Der heutige Prager Weihbischof Maly stand damals vor Beendigung der Schule und der Aufnahme seines Studiums. Gemeinsam mit Altersgenossen hatte er über Monate leidenschaftlich debattiert, die unzensierten Zeitungen und Zeitschriften verschlungen und ein bis dahin unbekannt reiches kulturelles Leben in der Tschechoslowakei genossen.

«Das war ein Aufatmen», beschreibt Maly die damalige Entwicklung in seiner Heimat. «Auch ich, der ich nie an den Sozialismus geglaubt hatte, auch nicht an einen Sozialismus mit menschlichem Antlitz, wie ihn die damalige kommunistische Prager Parteiführung unter Alexander Dubcek postulierte, fühlte mich wie in einer anderen Welt.» Wie viele Nichtkommunisten habe er diese Zeit als eine «Übergangsperiode zu wirklicher Demokratie» angesehen.

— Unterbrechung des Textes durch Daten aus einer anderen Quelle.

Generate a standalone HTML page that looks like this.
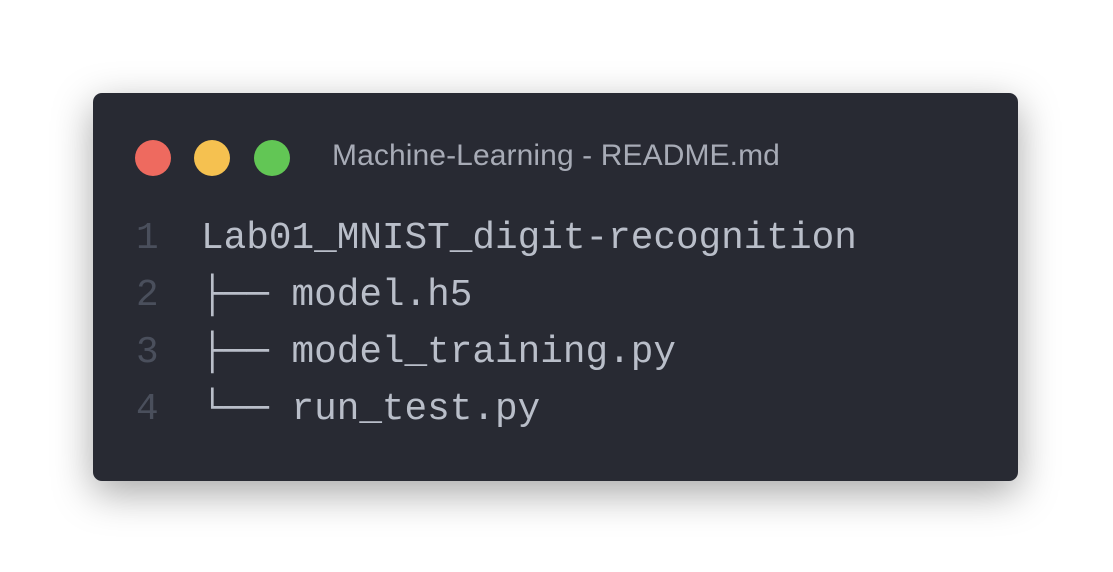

Der Einmarsch der «Brüder» aus dem Warschauer Pakt machte dem ein jähes Ende. Nicht völlig überraschend, wie Maly sich erinnert:
«Spätestens im März, bei einer Tagung der Partei- und Staatschefs der Warschauer-Pakt-Staaten in Dresden, wurde klar, dass sich der Kreml und die anderen nicht so einfach mit dem Wandel in der Tschechoslowakei abfinden würden.» Jenes Treffen, eigentlich als Meinungsaustausch zu Wirtschaftsfragen deklariert, entpuppte sich bald als massive Warnung an die Prager Reformer.

Schon dort wurde das Recht aus Einmischung der sozialistischen Staaten in der Tschechoslowakei aus sicherheitspolitischen Gründen und zur Abwehr der «Konterrevolution» formuliert. «Danach fragten bei uns viele: Wie lange noch?», so Maly im KNA-Gespräch. «Am Morgen des 21. August sah ich dann, wie von einem Hügel gegenüber meinem Wohngebiet die Panzerkanonen auf Prag zielten.» Bereits Wochen zuvor hatte es Manöver gegeben.

Tschechen und Slowaken wehrten sich, so gut sie es vermochten. Doch menschliche Leiber konnten auf Dauer kein Gleichgewicht zu Panzern sein. Die Parteiführung um Dubcek wurde nach Moskau verschleppt.
Dort hatten sie Abbitte zu leisten und ein erniedrigendes Protokoll zu unterzeichnen, das unter anderem den «zeitweiligen» Aufenthalt sowjetischer Truppen auf tschechoslowakischem Territorium festschrieb. «Zeitweilig» erwies sich als ein sehr dehnbarer Begriff. Erst nach der sogenannten Samtenen Revolution 1989 konnte die Tschechoslowakei den Abzug der verhassten Besatzer aushandeln.

«Es wäre ungerecht, Dubcek nur an seiner Unterschrift unter das Moskauer Protokoll zu messen», sagt Maly heute. Immerhin habe sein «Prager Frühling» auch bei Intellektuellen im Westen Wirkung hinterlassen. 1989 freilich habe man nicht mehr an den Prager Frühling anknüpfen können, sagt Maly, der in jener «Samtrevolution» zu den herausragenden Gestalten gehörte.

«Dubcek hatte seine Verdienste, aber er war zu diesem Zeitpunkt schon ein Mann der Vergangenheit.» Das Land habe nach der Wende einen anderen Präsidenten gebraucht - «einen Mann wie Vaclav Havel, der nicht mehr mit dem Kommunismus verbunden war». Dennoch bekümmert den Bischof, wie gering Dubcek heute in der Tschechischen Republik geschätzt werde. «Es wäre gut, Straßen oder Plätze nach ihm zu benennen, um ihn nicht ganz dem Vergessen anheimfallen zu lassen.»